The South Korean government has said it will ban about 20,000 BMWs from its streets after a spate of the vehicles catching fire.
The ban will apply to cars which have not yet been sent to BMW for safety checks under a voluntary recall.
Nearly 30 engines caught on fire in 2018 mainly in the BMW's 520d sedan models.
BMW has already come under scrutiny this year, recalling thousands of cars in the UK over safety issues.
"The ministry will ask mayors to order owners of unchecked BMW vehicles to have their cars' safety checked or to stop driving them," Transport Minister Kim Hyun-mee said on Tuesday, according to the Korea Times.

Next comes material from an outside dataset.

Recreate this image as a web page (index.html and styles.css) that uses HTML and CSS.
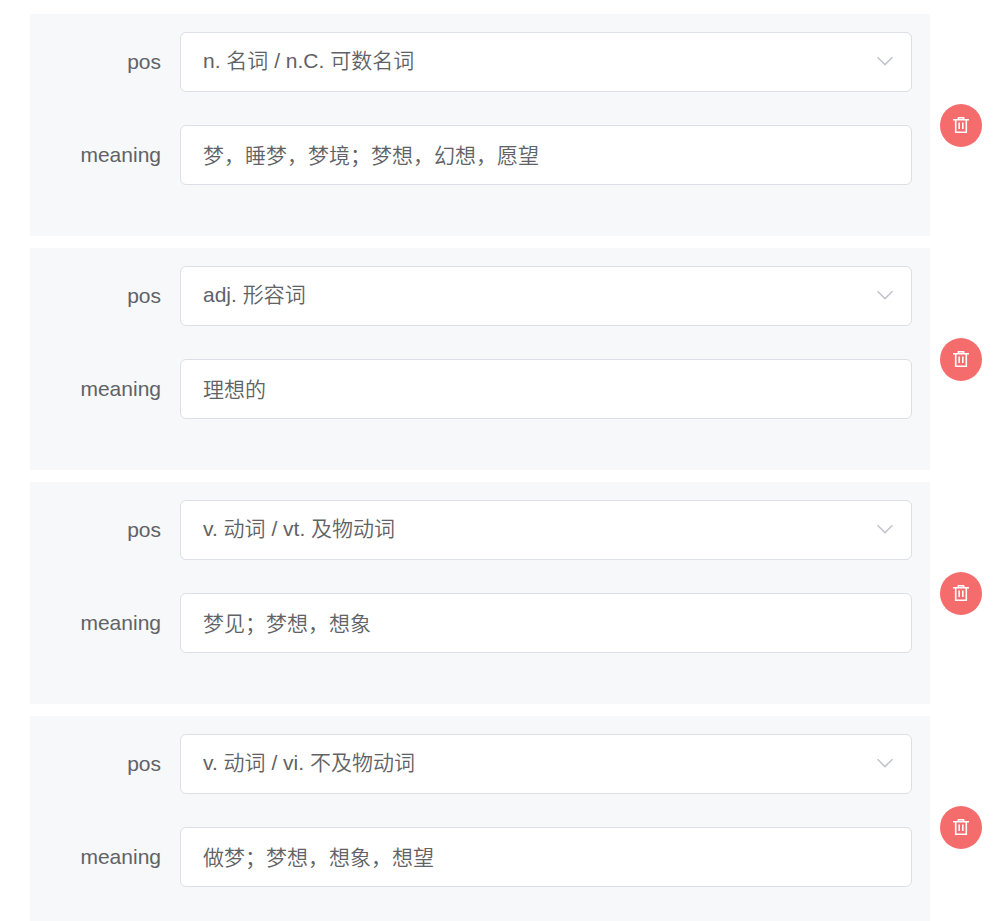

Local governments have the authority to issues such orders under South Korean law.
"The order will take effect as soon as the owners receive letters from mayors," said Mr Kim.
BMW officials in South Korea apologised last week for the fires.
They have put the problem down to defects in the exhaust gas recirculation system, according to Reuters. The South Korean government is also investigating the cause.
The German car company has already recalled more than 300,000 vehicles this year, extending a UK recall after the BBC's Watchdog programme found the vehicles could cut out completely while being driven.
Last year, it recalled more than 36,000 petrol cars due to safety issues after a fatal crash.
The BMW had suffered an electrical fault, causing its brake lights to fail and resulting in the vehicle stalling and crashing into a tree.
BMW also recalled 500,000 cars in the US in 2013, as well as in Australia, Canada and South Africa.